→ Problem details
Copy out the data exactly, leaving the pictures behind.

"""

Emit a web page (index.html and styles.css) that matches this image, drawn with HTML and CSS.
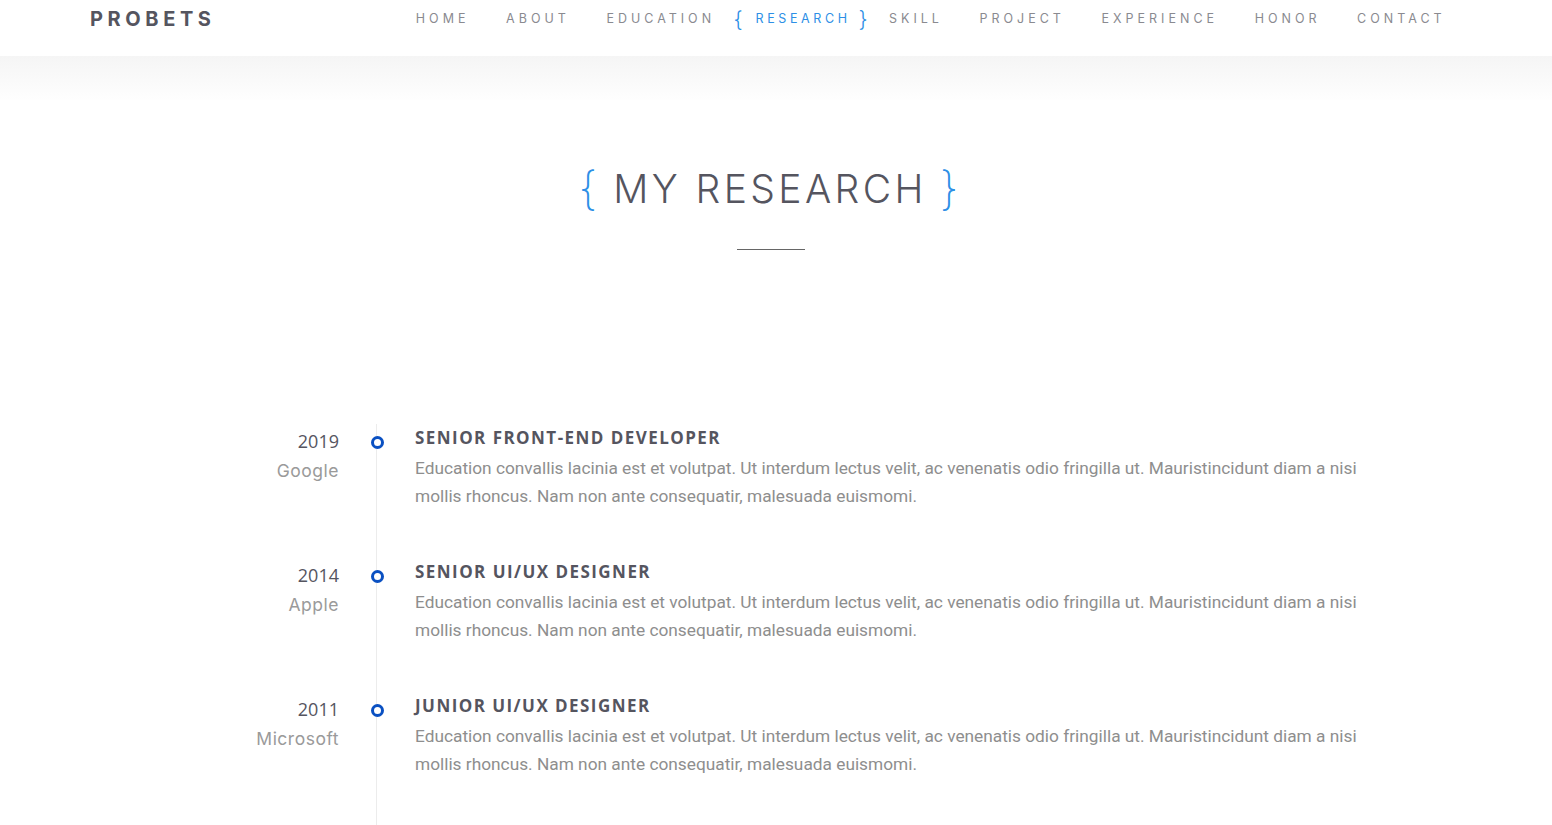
FILE: index.html
```html
<!DOCTYPE html>
<html lang="en">
<head>
<meta charset="utf-8">
<title>Probets - Research</title>
<link rel="stylesheet" href="styles.css">
</head>
<body>
<header class="site-header">
  <div class="header-inner">
    <div class="logo">PROBETS</div>
    <nav class="nav">
      <a class="nav-link" href="#">HOME</a>
      <a class="nav-link" href="#">ABOUT</a>
      <a class="nav-link" href="#">EDUCATION</a>
      <a class="nav-link active" href="#"><span class="brace">{</span><span class="nav-text">RESEARCH</span><span class="brace">}</span></a>
      <a class="nav-link" href="#">SKILL</a>
      <a class="nav-link" href="#">PROJECT</a>
      <a class="nav-link" href="#">EXPERIENCE</a>
      <a class="nav-link" href="#">HONOR</a>
      <a class="nav-link" href="#">CONTACT</a>
    </nav>
  </div>
</header>
<div class="header-shade"></div>

<main class="research">
  <div class="section-title">
    <h2 class="title"><span class="title-brace">{</span><span class="title-text">MY RESEARCH</span><span class="title-brace">}</span></h2>
    <div class="title-rule"></div>
  </div>

  <div class="timeline">
    <div class="item">
      <div class="item-meta">
        <div class="year">2019</div>
        <div class="company">Google</div>
      </div>
      <div class="item-axis"><span class="dot"></span></div>
      <div class="item-body">
        <h3 class="item-title">SENIOR FRONT-END DEVELOPER</h3>
        <p class="item-text">Education convallis lacinia est et volutpat. Ut interdum lectus velit, ac venenatis odio fringilla ut. Mauristincidunt diam a nisi mollis rhoncus. Nam non ante consequatir, malesuada euismomi.</p>
      </div>
    </div>
    <div class="item">
      <div class="item-meta">
        <div class="year">2014</div>
        <div class="company">Apple</div>
      </div>
      <div class="item-axis"><span class="dot"></span></div>
      <div class="item-body">
        <h3 class="item-title">SENIOR UI/UX DESIGNER</h3>
        <p class="item-text">Education convallis lacinia est et volutpat. Ut interdum lectus velit, ac venenatis odio fringilla ut. Mauristincidunt diam a nisi mollis rhoncus. Nam non ante consequatir, malesuada euismomi.</p>
      </div>
    </div>
    <div class="item">
      <div class="item-meta">
        <div class="year">2011</div>
        <div class="company">Microsoft</div>
      </div>
      <div class="item-axis"><span class="dot"></span></div>
      <div class="item-body">
        <h3 class="item-title">JUNIOR UI/UX DESIGNER</h3>
        <p class="item-text">Education convallis lacinia est et volutpat. Ut interdum lectus velit, ac venenatis odio fringilla ut. Mauristincidunt diam a nisi mollis rhoncus. Nam non ante consequatir, malesuada euismomi.</p>
      </div>
    </div>
  </div>
</main>
</body>
</html>
```

FILE: styles.css
```css
* { box-sizing: border-box; }
html, body { margin: 0; padding: 0; }
body {
  background: #fff;
  font-family: "Inter", "Open Sans", sans-serif;
  color: #55555f;
  overflow: hidden;
}

.site-header {
  height: 56px;
  background: #fff;
}
.header-inner {
  height: 37px;
  display: flex;
  align-items: center;
  padding-left: 90px;
}
.logo {
  font-family: "Inter", sans-serif;
  font-weight: 700;
  font-size: 20px;
  letter-spacing: 4.6px;
  color: #55555f;
}
.nav {
  display: flex;
  align-items: center;
  margin-left: 182px;
}
.nav-link {
  font-family: "Inter", sans-serif;
  font-size: 12.5px;
  letter-spacing: 4px;
  color: #8a8a90;
  text-decoration: none;
  padding: 0 18.3px;
  display: flex;
  align-items: center;
}
.nav-link.active {
  color: #2d8fe6;
  padding: 0 3px 0 0;
}
.nav-link.active .brace {
  font-size: 22px;
  letter-spacing: 0;
  font-weight: 300;
  line-height: 1;
}
.nav-link.active .nav-text {
  letter-spacing: 3.6px;
  padding: 0 8px 0 13px;
}

.header-shade {
  height: 44px;
  background: linear-gradient(#f5f5f5, #fefefe);
}

.section-title {
  display: flex;
  flex-direction: column;
  align-items: center;
  padding-top: 65px;
}
.title {
  margin: 0 0 0 -15px;
  display: flex;
  align-items: center;
  font-weight: 300;
  font-size: 39px;
  letter-spacing: 3.4px;
  color: #55555f;
  line-height: 1;
}
.title-brace {
  color: #2d8fe6;
  font-size: 46px;
  letter-spacing: 0;
  font-weight: 200;
}
.title-text { padding: 0 13px 0 16px; }
.title-rule {
  width: 68px;
  height: 1px;
  background: #666;
  margin-top: 38px;
  margin-left: -10px;
}

.timeline {
  width: 1180px;
  margin: 174px 0 0 191px;
}
.item {
  display: grid;
  grid-template-columns: 148px 76px 1fr;
}
.item-meta {
  text-align: right;
  padding-top: 3px;
}
.year {
  font-family: "Open Sans", sans-serif;
  font-size: 18px;
  line-height: 28px;
  color: #55555f;
}
.company {
  font-family: "Inter", sans-serif;
  font-size: 17.5px;
  letter-spacing: 0.5px;
  line-height: 32px;
  color: #9a9a9a;
}
.item-axis {
  background: linear-gradient(to right, transparent 37.5px, #ececec 37.5px, #ececec 38.5px, transparent 38.5px);
  display: flex;
  justify-content: center;
  padding-top: 12px;
  padding-left: 1px;
}
.dot {
  width: 13px;
  height: 13px;
  border: 3px solid #0a50c2;
  border-radius: 50%;
  background: #fff;
}
.item-body { padding-bottom: 48px; }
.item-title {
  margin: 0 0 2px;
  font-family: "Open Sans", sans-serif;
  font-weight: 700;
  font-size: 17px;
  letter-spacing: 1.45px;
  line-height: 28px;
  color: #55555f;
}
.item-text {
  margin: 0;
  font-family: "Roboto", sans-serif;
  font-size: 17.3px;
  line-height: 28px;
  color: #8e8e8e;
}
```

"""

→ Correct output
Emit a web page (index.html and styles.css) that matches this image, drawn with HTML and CSS.
FILE: index.html
```html
<!DOCTYPE html>
<html lang="en">
<head>
<meta charset="utf-8">
<title>Probets - Research</title>
<link rel="stylesheet" href="styles.css">
</head>
<body>
<header class="site-header">
  <div class="header-inner">
    <div class="logo">PROBETS</div>
    <nav class="nav">
      <a class="nav-link" href="#">HOME</a>
      <a class="nav-link" href="#">ABOUT</a>
      <a class="nav-link" href="#">EDUCATION</a>
      <a class="nav-link active" href="#"><span class="brace">{</span><span class="nav-text">RESEARCH</span><span class="brace">}</span></a>
      <a class="nav-link" href="#">SKILL</a>
      <a class="nav-link" href="#">PROJECT</a>
      <a class="nav-link" href="#">EXPERIENCE</a>
      <a class="nav-link" href="#">HONOR</a>
      <a class="nav-link" href="#">CONTACT</a>
    </nav>
  </div>
</header>
<div class="header-shade"></div>

<main class="research">
  <div class="section-title">
    <h2 class="title"><span class="title-brace">{</span><span class="title-text">MY RESEARCH</span><span class="title-brace">}</span></h2>
    <div class="title-rule"></div>
  </div>

  <div class="timeline">
    <div class="item">
      <div class="item-meta">
        <div class="year">2019</div>
        <div class="company">Google</div>
      </div>
      <div class="item-axis"><span class="dot"></span></div>
      <div class="item-body">
        <h3 class="item-title">SENIOR FRONT-END DEVELOPER</h3>
        <p class="item-text">Education convallis lacinia est et volutpat. Ut interdum lectus velit, ac venenatis odio fringilla ut. Mauristincidunt diam a nisi mollis rhoncus. Nam non ante consequatir, malesuada euismomi.</p>
      </div>
    </div>
    <div class="item">
      <div class="item-meta">
        <div class="year">2014</div>
        <div class="company">Apple</div>
      </div>
      <div class="item-axis"><span class="dot"></span></div>
      <div class="item-body">
        <h3 class="item-title">SENIOR UI/UX DESIGNER</h3>
        <p class="item-text">Education convallis lacinia est et volutpat. Ut interdum lectus velit, ac venenatis odio fringilla ut. Mauristincidunt diam a nisi mollis rhoncus. Nam non ante consequatir, malesuada euismomi.</p>
      </div>
    </div>
    <div class="item">
      <div class="item-meta">
        <div class="year">2011</div>
        <div class="company">Microsoft</div>
      </div>
      <div class="item-axis"><span class="dot"></span></div>
      <div class="item-body">
        <h3 class="item-title">JUNIOR UI/UX DESIGNER</h3>
        <p class="item-text">Education convallis lacinia est et volutpat. Ut interdum lectus velit, ac venenatis odio fringilla ut. Mauristincidunt diam a nisi mollis rhoncus. Nam non ante consequatir, malesuada euismomi.</p>
      </div>
    </div>
  </div>
</main>
</body>
</html>
```

FILE: styles.css
```css
* { box-sizing: border-box; }
html, body { margin: 0; padding: 0; }
body {
  background: #fff;
  font-family: "Inter", "Open Sans", sans-serif;
  color: #55555f;
  overflow: hidden;
}

.site-header {
  height: 56px;
  background: #fff;
}
.header-inner {
  height: 37px;
  display: flex;
  align-items: center;
  padding-left: 90px;
}
.logo {
  font-family: "Inter", sans-serif;
  font-weight: 700;
  font-size: 20px;
  letter-spacing: 4.6px;
  color: #55555f;
}
.nav {
  display: flex;
  align-items: center;
  margin-left: 182px;
}
.nav-link {
  font-family: "Inter", sans-serif;
  font-size: 12.5px;
  letter-spacing: 4px;
  color: #8a8a90;
  text-decoration: none;
  padding: 0 18.3px;
  display: flex;
  align-items: center;
}
.nav-link.active {
  color: #2d8fe6;
  padding: 0 3px 0 0;
}
.nav-link.active .brace {
  font-size: 22px;
  letter-spacing: 0;
  font-weight: 300;
  line-height: 1;
}
.nav-link.active .nav-text {
  letter-spacing: 3.6px;
  padding: 0 8px 0 13px;
}

.header-shade {
  height: 44px;
  background: linear-gradient(#f5f5f5, #fefefe);
}

.section-title {
  display: flex;
  flex-direction: column;
  align-items: center;
  padding-top: 65px;
}
.title {
  margin: 0 0 0 -15px;
  display: flex;
  align-items: center;
  font-weight: 300;
  font-size: 39px;
  letter-spacing: 3.4px;
  color: #55555f;
  line-height: 1;
}
.title-brace {
  color: #2d8fe6;
  font-size: 46px;
  letter-spacing: 0;
  font-weight: 200;
}
.title-text { padding: 0 13px 0 16px; }
.title-rule {
  width: 68px;
  height: 1px;
  background: #666;
  margin-top: 38px;
  margin-left: -10px;
}

.timeline {
  width: 1180px;
  margin: 174px 0 0 191px;
}
.item {
  display: grid;
  grid-template-columns: 148px 76px 1fr;
}
.item-meta {
  text-align: right;
  padding-top: 3px;
}
.year {
  font-family: "Open Sans", sans-serif;
  font-size: 18px;
  line-height: 28px;
  color: #55555f;
}
.company {
  font-family: "Inter", sans-serif;
  font-size: 17.5px;
  letter-spacing: 0.5px;
  line-height: 32px;
  color: #9a9a9a;
}
.item-axis {
  background: linear-gradient(to right, transparent 37.5px, #ececec 37.5px, #ececec 38.5px, transparent 38.5px);
  display: flex;
  justify-content: center;
  padding-top: 12px;
  padding-left: 1px;
}
.dot {
  width: 13px;
  height: 13px;
  border: 3px solid #0a50c2;
  border-radius: 50%;
  background: #fff;
}
.item-body { padding-bottom: 48px; }
.item-title {
  margin: 0 0 2px;
  font-family: "Open Sans", sans-serif;
  font-weight: 700;
  font-size: 17px;
  letter-spacing: 1.45px;
  line-height: 28px;
  color: #55555f;
}
.item-text {
  margin: 0;
  font-family: "Roboto", sans-serif;
  font-size: 17.3px;
  line-height: 28px;
  color: #8e8e8e;
}
```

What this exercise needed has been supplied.